● Required work
Scan the entries below and report only how many lines contain "React".
====== Raw data ======
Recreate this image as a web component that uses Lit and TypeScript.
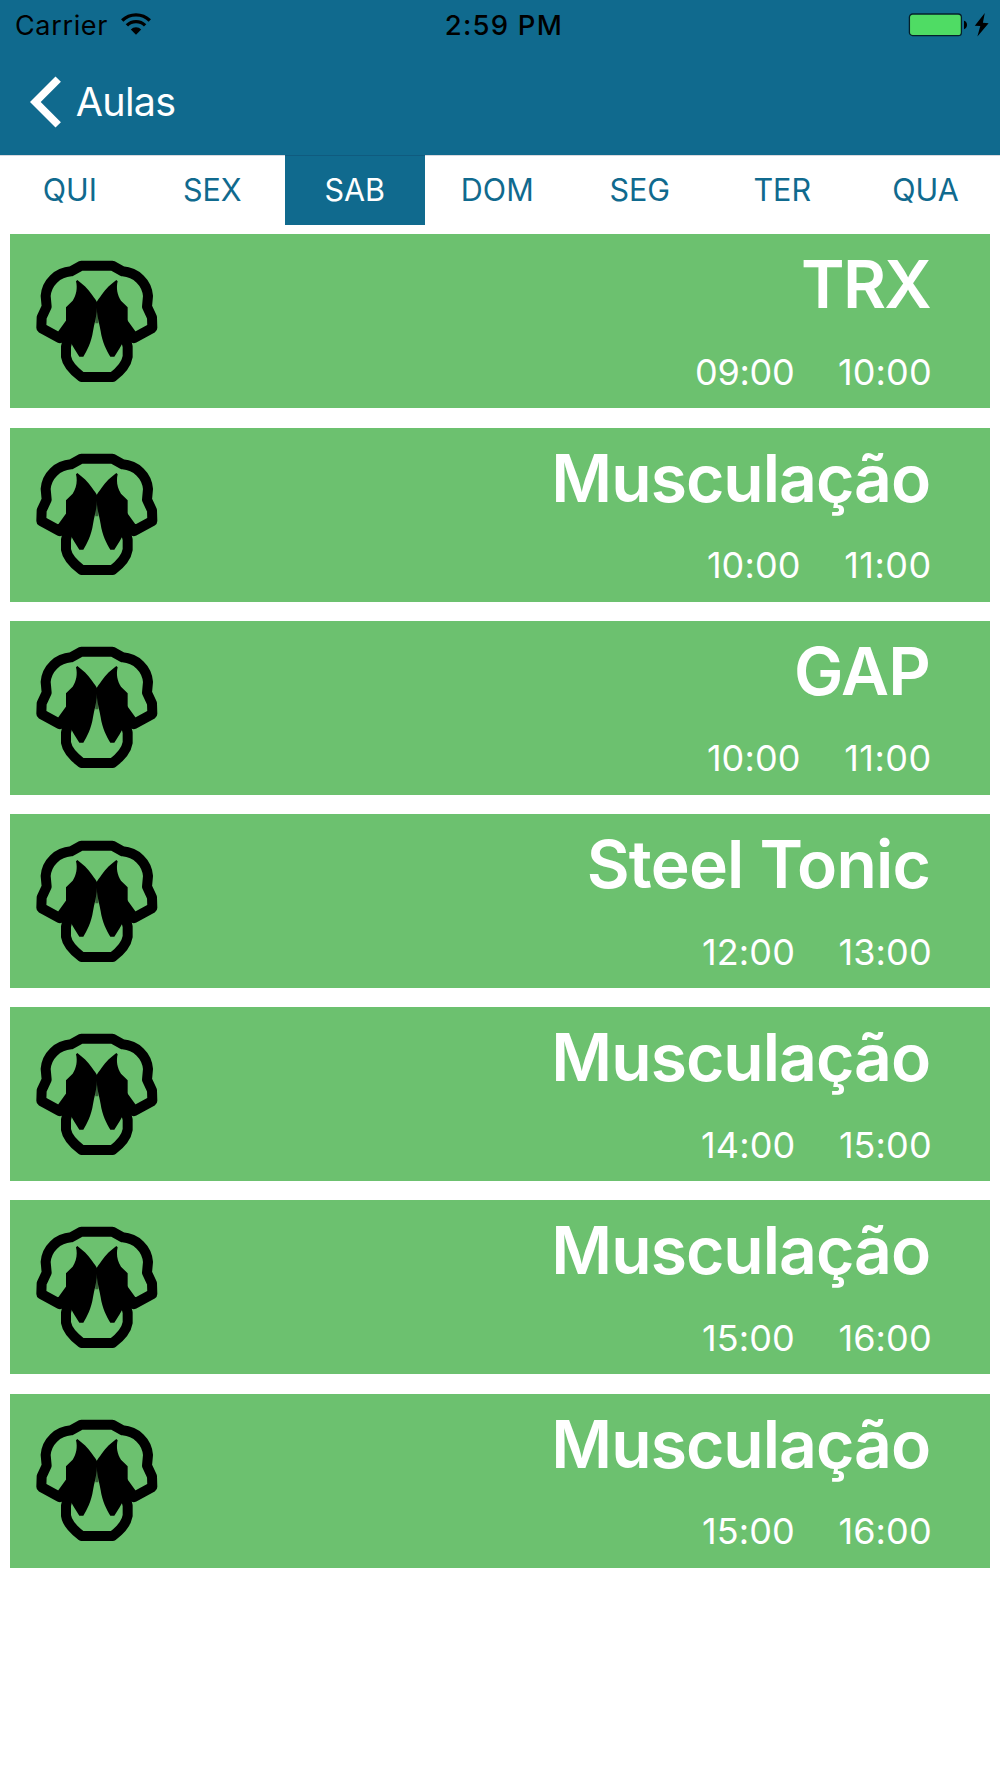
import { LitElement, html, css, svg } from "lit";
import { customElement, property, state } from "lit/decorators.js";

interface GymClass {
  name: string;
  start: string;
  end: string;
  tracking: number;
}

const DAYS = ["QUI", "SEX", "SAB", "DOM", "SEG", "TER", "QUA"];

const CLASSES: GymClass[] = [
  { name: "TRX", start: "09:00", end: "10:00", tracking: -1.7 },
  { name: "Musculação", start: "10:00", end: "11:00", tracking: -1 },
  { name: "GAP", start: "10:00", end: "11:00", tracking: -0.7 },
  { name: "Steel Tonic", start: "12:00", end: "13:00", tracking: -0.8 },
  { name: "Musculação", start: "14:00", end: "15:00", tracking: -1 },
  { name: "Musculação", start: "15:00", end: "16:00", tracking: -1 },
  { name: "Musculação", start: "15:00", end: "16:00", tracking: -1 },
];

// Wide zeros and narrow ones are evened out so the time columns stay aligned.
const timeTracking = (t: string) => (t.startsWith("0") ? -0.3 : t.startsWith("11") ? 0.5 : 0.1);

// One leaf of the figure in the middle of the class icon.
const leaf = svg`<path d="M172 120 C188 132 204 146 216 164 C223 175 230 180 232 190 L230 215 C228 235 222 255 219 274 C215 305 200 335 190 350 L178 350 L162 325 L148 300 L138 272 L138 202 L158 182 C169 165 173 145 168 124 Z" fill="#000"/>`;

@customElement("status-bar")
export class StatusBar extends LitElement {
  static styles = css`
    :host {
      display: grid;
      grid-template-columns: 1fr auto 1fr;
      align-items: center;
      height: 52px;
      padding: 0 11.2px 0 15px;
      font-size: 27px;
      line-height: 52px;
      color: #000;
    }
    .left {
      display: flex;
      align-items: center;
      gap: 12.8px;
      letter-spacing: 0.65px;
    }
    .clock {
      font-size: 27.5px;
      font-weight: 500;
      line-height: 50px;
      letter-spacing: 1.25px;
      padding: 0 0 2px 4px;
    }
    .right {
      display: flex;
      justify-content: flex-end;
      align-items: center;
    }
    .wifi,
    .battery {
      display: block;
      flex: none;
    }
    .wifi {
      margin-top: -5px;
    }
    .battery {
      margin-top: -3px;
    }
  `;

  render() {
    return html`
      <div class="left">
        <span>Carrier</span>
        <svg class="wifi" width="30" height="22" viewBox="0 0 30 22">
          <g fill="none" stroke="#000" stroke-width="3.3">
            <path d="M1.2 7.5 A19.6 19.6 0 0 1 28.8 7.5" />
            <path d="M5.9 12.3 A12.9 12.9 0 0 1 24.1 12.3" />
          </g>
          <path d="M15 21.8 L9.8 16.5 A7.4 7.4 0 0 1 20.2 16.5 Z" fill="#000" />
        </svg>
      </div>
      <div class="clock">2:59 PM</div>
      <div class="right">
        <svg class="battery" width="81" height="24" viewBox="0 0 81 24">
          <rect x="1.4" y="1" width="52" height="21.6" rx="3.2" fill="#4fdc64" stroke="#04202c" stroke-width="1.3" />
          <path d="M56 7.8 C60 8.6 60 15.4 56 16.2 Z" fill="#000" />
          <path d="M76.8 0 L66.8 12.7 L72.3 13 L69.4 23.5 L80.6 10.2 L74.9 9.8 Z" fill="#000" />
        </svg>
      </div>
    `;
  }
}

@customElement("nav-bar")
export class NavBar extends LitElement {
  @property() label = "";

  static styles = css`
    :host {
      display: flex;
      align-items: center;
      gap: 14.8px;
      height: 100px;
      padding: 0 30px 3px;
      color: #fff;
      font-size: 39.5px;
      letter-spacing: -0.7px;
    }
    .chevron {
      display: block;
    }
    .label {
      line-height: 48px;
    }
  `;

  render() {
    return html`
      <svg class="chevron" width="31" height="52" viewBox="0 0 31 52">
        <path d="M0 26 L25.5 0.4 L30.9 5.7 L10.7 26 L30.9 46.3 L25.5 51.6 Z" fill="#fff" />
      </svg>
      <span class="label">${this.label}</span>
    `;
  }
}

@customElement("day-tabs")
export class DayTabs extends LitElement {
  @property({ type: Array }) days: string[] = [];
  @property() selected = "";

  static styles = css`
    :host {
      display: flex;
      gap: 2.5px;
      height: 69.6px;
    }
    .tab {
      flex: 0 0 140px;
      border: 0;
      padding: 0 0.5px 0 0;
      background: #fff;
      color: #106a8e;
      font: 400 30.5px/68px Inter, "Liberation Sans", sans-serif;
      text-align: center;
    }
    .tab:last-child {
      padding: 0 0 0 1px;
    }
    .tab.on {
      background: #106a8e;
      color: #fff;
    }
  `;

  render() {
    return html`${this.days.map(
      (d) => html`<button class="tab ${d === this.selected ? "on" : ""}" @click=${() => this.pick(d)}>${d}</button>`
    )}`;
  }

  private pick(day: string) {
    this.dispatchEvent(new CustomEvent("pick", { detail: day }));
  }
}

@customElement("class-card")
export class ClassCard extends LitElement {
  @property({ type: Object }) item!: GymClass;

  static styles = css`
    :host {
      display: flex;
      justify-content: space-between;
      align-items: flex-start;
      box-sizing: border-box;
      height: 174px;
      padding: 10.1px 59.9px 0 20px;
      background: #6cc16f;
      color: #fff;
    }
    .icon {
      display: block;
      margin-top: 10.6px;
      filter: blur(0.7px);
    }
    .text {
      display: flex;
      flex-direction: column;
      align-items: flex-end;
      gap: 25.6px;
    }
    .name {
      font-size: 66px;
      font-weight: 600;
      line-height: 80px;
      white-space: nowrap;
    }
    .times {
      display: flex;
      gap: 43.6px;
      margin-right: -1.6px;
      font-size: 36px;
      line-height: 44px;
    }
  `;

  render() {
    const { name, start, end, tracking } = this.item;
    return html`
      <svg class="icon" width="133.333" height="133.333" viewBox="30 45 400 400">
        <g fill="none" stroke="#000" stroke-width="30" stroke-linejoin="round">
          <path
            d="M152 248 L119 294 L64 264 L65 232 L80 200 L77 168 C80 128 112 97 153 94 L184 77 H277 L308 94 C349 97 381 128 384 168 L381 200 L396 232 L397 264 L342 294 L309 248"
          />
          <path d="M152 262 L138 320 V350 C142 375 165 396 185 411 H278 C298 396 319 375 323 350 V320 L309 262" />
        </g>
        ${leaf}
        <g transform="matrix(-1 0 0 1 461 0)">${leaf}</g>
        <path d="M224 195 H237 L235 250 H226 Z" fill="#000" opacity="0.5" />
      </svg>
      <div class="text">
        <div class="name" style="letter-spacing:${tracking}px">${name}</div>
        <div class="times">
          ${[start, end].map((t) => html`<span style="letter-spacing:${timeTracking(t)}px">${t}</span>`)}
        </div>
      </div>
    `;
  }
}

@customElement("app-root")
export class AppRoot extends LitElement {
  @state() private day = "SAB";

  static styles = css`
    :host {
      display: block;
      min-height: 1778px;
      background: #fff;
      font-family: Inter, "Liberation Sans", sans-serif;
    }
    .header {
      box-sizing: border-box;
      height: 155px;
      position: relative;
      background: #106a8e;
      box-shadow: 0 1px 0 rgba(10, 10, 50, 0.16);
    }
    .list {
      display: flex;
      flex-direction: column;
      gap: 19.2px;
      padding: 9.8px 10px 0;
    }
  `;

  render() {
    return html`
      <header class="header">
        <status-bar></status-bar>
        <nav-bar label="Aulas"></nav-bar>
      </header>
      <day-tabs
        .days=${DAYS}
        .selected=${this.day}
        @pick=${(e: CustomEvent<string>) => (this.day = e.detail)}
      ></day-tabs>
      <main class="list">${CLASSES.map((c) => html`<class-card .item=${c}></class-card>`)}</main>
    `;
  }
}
======
====== Raw data ======
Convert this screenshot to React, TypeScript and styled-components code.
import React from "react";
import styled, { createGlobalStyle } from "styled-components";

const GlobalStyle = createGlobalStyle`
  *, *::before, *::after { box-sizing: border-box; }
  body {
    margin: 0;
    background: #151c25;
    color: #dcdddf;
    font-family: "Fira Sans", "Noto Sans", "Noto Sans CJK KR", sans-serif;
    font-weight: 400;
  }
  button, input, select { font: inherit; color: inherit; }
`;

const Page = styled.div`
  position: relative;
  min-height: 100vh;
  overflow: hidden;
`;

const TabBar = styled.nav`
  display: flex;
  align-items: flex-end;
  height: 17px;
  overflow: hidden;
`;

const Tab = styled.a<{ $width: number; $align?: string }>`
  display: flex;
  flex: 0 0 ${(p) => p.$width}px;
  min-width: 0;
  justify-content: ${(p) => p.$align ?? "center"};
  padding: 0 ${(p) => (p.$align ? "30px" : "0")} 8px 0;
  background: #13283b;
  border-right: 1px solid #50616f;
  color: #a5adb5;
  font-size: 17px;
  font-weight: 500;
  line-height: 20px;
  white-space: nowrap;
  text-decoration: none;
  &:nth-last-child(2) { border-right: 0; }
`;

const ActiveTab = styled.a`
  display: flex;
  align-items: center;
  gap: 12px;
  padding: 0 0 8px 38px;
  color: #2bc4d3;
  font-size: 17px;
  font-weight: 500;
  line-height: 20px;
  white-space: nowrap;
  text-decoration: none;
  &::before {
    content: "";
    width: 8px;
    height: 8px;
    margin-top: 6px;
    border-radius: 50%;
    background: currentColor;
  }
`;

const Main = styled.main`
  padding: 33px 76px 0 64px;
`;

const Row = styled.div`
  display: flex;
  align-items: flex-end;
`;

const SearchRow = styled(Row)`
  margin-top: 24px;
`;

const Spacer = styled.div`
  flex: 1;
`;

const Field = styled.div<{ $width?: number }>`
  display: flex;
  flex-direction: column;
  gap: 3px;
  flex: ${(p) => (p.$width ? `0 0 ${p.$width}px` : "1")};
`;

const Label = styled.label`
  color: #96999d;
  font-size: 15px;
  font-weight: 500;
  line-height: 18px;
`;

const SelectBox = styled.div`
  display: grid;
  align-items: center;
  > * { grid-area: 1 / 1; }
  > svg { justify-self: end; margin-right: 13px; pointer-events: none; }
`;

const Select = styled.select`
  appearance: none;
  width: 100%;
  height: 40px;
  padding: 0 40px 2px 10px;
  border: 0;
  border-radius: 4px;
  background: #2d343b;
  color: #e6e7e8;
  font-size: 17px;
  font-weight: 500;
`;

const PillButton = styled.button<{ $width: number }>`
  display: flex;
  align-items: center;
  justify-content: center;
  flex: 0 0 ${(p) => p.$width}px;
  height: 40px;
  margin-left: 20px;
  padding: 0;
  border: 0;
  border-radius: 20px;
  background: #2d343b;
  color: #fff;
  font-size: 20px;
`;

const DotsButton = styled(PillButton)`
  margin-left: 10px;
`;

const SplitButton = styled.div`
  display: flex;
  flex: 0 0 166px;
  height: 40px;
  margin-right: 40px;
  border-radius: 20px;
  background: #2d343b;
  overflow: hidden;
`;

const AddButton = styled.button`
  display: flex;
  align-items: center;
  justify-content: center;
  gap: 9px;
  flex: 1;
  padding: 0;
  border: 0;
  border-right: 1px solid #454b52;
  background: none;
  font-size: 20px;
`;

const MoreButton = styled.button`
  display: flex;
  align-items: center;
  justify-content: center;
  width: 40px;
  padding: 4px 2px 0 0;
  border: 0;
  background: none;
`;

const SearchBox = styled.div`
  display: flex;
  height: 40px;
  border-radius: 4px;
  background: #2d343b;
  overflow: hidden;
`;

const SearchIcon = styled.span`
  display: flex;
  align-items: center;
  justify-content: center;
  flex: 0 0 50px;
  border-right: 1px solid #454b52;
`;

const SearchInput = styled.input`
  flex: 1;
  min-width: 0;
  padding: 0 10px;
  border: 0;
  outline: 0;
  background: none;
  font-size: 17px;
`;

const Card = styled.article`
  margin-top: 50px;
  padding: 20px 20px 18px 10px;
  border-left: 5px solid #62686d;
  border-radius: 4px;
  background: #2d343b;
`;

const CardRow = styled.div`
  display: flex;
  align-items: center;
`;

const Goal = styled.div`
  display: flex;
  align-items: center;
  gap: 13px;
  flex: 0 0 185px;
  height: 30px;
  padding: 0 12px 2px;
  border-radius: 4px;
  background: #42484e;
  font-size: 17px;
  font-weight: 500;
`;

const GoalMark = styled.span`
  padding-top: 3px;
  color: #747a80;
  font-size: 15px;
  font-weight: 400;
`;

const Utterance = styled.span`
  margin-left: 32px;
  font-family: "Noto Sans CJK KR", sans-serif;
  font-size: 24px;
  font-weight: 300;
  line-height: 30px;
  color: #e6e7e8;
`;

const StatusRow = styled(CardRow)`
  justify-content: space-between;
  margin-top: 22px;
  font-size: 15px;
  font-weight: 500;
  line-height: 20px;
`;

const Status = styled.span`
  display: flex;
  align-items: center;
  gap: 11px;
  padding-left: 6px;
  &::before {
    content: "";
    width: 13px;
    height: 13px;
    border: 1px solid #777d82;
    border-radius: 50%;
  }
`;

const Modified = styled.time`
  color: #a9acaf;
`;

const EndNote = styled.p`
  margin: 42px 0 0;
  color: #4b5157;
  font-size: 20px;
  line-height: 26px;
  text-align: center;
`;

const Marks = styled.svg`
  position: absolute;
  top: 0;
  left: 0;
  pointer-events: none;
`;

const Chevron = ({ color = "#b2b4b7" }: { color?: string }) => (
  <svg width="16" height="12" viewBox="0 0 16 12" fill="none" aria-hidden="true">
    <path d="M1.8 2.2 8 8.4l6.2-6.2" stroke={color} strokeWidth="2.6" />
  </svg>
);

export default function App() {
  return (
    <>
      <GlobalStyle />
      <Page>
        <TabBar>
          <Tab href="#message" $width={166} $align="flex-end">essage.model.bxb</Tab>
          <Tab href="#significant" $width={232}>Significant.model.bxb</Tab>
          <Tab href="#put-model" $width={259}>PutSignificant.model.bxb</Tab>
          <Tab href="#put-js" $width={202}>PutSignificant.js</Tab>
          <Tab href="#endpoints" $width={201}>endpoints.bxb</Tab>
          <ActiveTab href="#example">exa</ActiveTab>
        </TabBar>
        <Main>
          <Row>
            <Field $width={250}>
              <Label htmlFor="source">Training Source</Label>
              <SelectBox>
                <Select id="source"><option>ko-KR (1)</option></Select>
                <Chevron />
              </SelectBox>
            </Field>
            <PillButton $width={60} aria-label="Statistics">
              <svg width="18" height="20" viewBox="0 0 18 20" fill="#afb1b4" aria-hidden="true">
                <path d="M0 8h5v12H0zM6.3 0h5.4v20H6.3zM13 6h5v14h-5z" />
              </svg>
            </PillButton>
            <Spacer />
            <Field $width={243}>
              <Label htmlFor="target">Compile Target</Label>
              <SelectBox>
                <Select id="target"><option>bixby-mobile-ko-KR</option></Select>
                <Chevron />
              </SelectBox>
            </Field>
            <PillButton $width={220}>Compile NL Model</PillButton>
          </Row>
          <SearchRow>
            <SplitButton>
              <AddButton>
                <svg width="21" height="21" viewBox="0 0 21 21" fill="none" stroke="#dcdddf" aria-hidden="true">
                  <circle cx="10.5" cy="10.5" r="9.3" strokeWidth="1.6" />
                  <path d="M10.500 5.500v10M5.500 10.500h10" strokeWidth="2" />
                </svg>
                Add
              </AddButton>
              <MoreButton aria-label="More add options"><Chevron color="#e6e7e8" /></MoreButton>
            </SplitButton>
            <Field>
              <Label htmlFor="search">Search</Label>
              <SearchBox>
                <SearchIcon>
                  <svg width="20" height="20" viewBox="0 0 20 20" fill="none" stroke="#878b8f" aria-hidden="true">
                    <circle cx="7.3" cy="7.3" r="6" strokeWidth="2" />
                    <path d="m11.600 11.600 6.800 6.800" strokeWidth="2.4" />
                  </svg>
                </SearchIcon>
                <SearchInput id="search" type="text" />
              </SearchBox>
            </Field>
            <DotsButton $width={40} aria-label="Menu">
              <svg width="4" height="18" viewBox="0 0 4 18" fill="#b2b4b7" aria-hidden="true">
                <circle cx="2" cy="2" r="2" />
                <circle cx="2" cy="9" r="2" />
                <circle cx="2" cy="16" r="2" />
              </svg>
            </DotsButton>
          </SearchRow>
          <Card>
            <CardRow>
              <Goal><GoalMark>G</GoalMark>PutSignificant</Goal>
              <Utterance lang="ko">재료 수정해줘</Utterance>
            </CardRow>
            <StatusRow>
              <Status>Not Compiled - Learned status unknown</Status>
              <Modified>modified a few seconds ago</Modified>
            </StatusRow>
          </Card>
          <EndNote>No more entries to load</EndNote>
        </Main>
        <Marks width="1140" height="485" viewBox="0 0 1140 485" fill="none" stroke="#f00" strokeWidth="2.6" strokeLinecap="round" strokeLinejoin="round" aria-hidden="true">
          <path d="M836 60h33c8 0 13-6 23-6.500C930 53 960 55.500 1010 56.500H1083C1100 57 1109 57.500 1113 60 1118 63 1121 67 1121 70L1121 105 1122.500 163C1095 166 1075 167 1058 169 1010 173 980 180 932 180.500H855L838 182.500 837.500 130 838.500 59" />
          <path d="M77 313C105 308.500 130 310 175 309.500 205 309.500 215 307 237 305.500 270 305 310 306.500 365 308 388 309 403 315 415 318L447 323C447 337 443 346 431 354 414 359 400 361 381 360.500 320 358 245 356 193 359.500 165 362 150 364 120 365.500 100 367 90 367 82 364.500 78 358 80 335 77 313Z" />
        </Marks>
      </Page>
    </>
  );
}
======
● Finished answer
2